À la sor­tie de l’X, Oli­vier Legrand choi­sit le corps de l’Armement. Il effec­tue­ra toute sa car­rière dans l’armement ter­restre, à une période par­ti­cu­lière de remise en ques­tion de la chose mili­taire, et par exten­sion de l’armement : elle débute avec la guerre d’Algérie et se ter­mine juste avant la pro­fes­sion­na­li­sa­tion de l’Armée fran­çaise, au plus fort des mou­ve­ments d’objection de conscience, alors que la récente chute du rideau de fer laisse croire à un pos­sible désar­me­ment durable. Com­ment, par ailleurs, conci­lier acti­vi­té pro­fes­sion­nelle dans le domaine de l’armement et, dans son cas, une foi chré­tienne soli­de­ment ancrée ? 

Les années où il était char­gé des affaires inter­nationales pour l’armement ter­restre ont été particulière­ment pro­pices à sa réflexion : il s’agissait d’équiper non plus seule­ment l’Armée fran­çaise, mais des États, des régimes, qui n’étaient pas tous des démo­cra­ties apai­sées, loin de là. Des années plus tard, il devient rédac­teur en chef de la revue L’Armement de la DGA et par­vient à per­sua­der son entou­rage de consa­crer un numé­ro spé­cial de la revue aux ques­tions d’éthique dans le domaine de l’armement : le numé­ro d’août-septembre 1995 ver­ra la contri­bu­tion non seule­ment de pro­fes­sion­nels de la Défense, mais aus­si de phi­lo­sophes, d’autorités morales et reli­gieuses sur ces questions.

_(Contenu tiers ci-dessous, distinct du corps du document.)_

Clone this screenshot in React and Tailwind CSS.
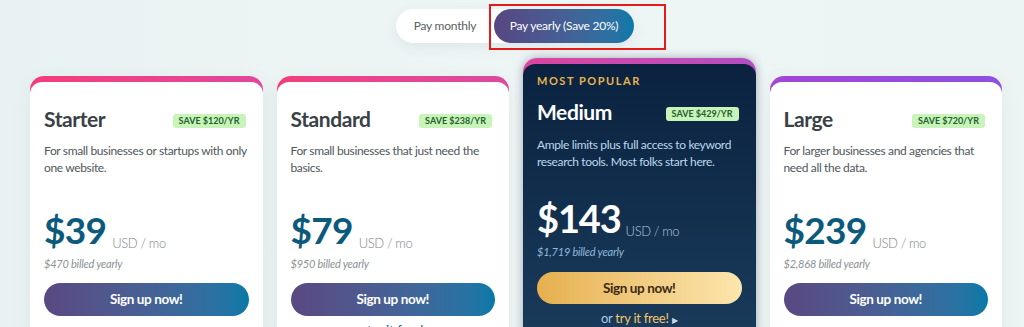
import React from 'react';

const plans = [
  {
    name: 'Starter',
    save: 'SAVE $120/YR',
    desc: 'For small businesses or startups with only one website.',
    price: '$39',
    billed: '$470 billed yearly',
    bar: 'bg-gradient-to-r from-[#f43c7b] to-[#e0479c]',
  },
  {
    name: 'Standard',
    save: 'SAVE $238/YR',
    desc: 'For small businesses that just need the basics.',
    price: '$79',
    billed: '$950 billed yearly',
    bar: 'bg-gradient-to-r from-[#f23e7e] to-[#da4aa2]',
    trial: true,
  },
  {
    name: 'Medium',
    save: 'SAVE $429/YR',
    desc: 'Ample limits plus full access to keyword research tools. Most folks start here.',
    price: '$143',
    billed: '$1,719 billed yearly',
    popular: true,
  },
  {
    name: 'Large',
    save: 'SAVE $720/YR',
    desc: 'For larger businesses and agencies that need all the data.',
    price: '$239',
    billed: '$2,868 billed yearly',
    bar: 'bg-gradient-to-r from-[#a246d6] to-[#8d4fe2]',
  },
];

const Badge = ({ children }) => (
  <span className="mr-[3px] mt-[3px] flex h-[14px] items-center rounded-[3px] bg-[#c8f4b9] px-[6px] text-[9px] font-bold leading-none tracking-normal text-[#23602e]">
    {children}
  </span>
);

const PlanCard = ({ plan }) => (
  <div className={`mt-[18px] w-[232.5px] shrink-0 rounded-t-[14px] pt-[6px] shadow-[0_6px_22px_rgba(20,60,70,0.06)] ${plan.bar}`}>
    <div className="min-h-[300px] rounded-t-[12px] bg-white px-[14px] pt-[23px]">
      <div className="flex h-[28px] items-center justify-between">
        <h3 className="text-[21px] font-bold leading-[28px] tracking-[-0.02em] text-[#3a4146]">{plan.name}</h3>
        <Badge>{plan.save}</Badge>
      </div>
      <p className="mt-[9px] h-[34px] text-[12px] leading-[17px] tracking-[-0.03em] text-[#50565b]">{plan.desc}</p>
      <div className="mt-[32px] flex h-[44px] items-end">
        <span className="text-[37px] font-bold leading-[44px] tracking-[-0.02em] text-[#0b5a7c]">{plan.price}</span>
        <span className="ml-[6px] text-[13px] font-light leading-[18px] tracking-[-0.03em] text-[#7f858a]">USD / mo</span>
      </div>
      <p className="mt-[5px] text-[11px] italic leading-[14px] tracking-[-0.02em] text-[#8b9094]">{plan.billed}</p>
      <button className="mt-[12px] flex h-[33px] w-full items-center justify-center rounded-full bg-gradient-to-r from-[#5a4882] to-[#0479a9] text-[13.5px] font-bold tracking-[-0.03em] text-white">
        Sign up now!
      </button>
      {plan.trial && (
        <p className="mt-[6px] text-center text-[13px] leading-[16px] text-[#3a4146]">
          or <span className="text-[#0b5a7c]">try it free!</span> ▸
        </p>
      )}
    </div>
  </div>
);

const PopularCard = ({ plan }) => (
  <div className="w-[232.5px] shrink-0 rounded-t-[14px] bg-gradient-to-r from-[#dc44a0] to-[#b24ec2] pt-[6px] shadow-[0_0_10px_rgba(12,35,64,0.35)]">
    <div className="min-h-[320px] rounded-t-[12px] bg-gradient-to-b from-[#0a223f] to-[#1d3f60] px-[14px] pt-[10px]">
      <p className="text-[11px] font-bold leading-[14px] tracking-[0.14em] text-[#e9b24f]">MOST POPULAR</p>
      <div className="mt-[10px] flex h-[28px] items-center justify-between">
        <h3 className="text-[21px] font-bold leading-[28px] tracking-[-0.02em] text-white">{plan.name}</h3>
        <Badge>{plan.save}</Badge>
      </div>
      <p className="mt-[10px] h-[34px] text-[12px] leading-[17px] tracking-[-0.03em] text-[#bcd8ec]">{plan.desc}</p>
      <div className="mt-[26px] flex h-[44px] items-end">
        <span className="text-[38px] font-bold leading-[44px] tracking-[-0.03em] text-white">{plan.price}</span>
        <span className="ml-[5px] text-[13px] font-light leading-[18px] tracking-[-0.03em] text-[#a9c8df]">USD / mo</span>
      </div>
      <p className="mt-[5px] text-[11px] italic leading-[14px] tracking-[-0.02em] text-[#8fb9d8]">{plan.billed}</p>
      <button className="mt-[13px] flex h-[32px] w-full items-center justify-center rounded-full bg-gradient-to-r from-[#e5b04d] to-[#fde6ad] text-[13.5px] font-bold tracking-[-0.03em] text-[#3b2a12]">
        Sign up now!
      </button>
      <p className="mt-[6px] text-center text-[13px] leading-[16px] tracking-[-0.02em] text-[#a9cbe6]">
        or <span className="text-[#f2c56a]">try it free!</span>{' '}
        <span className="text-[8px] text-[#c8d8e6]">▶</span>
      </p>
    </div>
  </div>
);

export default function App() {
  return (
    <div className="relative h-[327px] overflow-hidden bg-gradient-to-r from-[#e9f2f2] via-[#eef5f5] to-[#edf4f4] font-['Lato',sans-serif]">
      {/* Billing toggle */}
      <div className="flex justify-center pl-[6px] pt-[9px]">
        <div className="flex h-[34px] rounded-full bg-white shadow-[0_4px_14px_rgba(20,60,70,0.07)]">
          <button className="w-[98px] text-[12px] tracking-[-0.02em] text-[#5a5f63]">Pay monthly</button>
          <button className="w-[140px] rounded-full bg-gradient-to-r from-[#574682] to-[#0879a9] text-[12px] tracking-[-0.02em] text-white">
            Pay yearly (Save 20%)
          </button>
        </div>
      </div>

      {/* Highlight box */}
      <div className="pointer-events-none absolute left-[489px] top-[4px] h-[46px] w-[177px] border-2 border-[#e31b1b]" />

      {/* Plans */}
      <div className="mt-[15px] flex items-start gap-[14px] pl-[30px]">
        {plans.map((p) =>
          p.popular ? <PopularCard key={p.name} plan={p} /> : <PlanCard key={p.name} plan={p} />
        )}
      </div>
    </div>
  );
}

La création du Comité d’éthique de l’Armement

Dans la fou­lée de ce numé­ro excep­tion­nel, et pour ins­crire la démarche dans la durée, il fonde, avec des col­lègues anciens audi­teurs du Centre des hautes études de l’Armement, le Comi­té d’éthique de l’Armement, dont les réflexions ini­tiales s’articulent autour des quatre prin­cipes de réfé­rence : la volon­té de ser­vir la paix et de pré­ve­nir autant que pos­sible le déclen­che­ment des guerres ; la néces­si­té de pou­voir assu­rer une légi­time défense ; l’effort per­sé­vé­rant pour dimi­nuer les souf­frances inutiles et épar­gner les popu­la­tions ; et, enfin, la conscience d’une pos­sible limite aux moda­li­tés de pré­ser­va­tion des inté­rêts natio­naux, impo­sée par la prise en compte de cer­taines valeurs fon­da­men­tales, notam­ment le sou­ci du res­pect de la per­sonne humaine.

Le xxie siècle a vu appa­raître des guerres d’un type nou­veau et la résur­gence de la menace d’un affron­te­ment direct Est-Ouest, qui rendent néces­saire l’actualisation de la réflexion. La ministre des Armées Flo­rence Par­ly a ins­tal­lé début 2020 un tout nou­veau comi­té d’éthique de la Défense. Il faut y voir sinon l’héritage direct d’Olivier Legrand, au moins la preuve de la per­ti­nence vision­naire des idées qu’il a tou­jours défendues.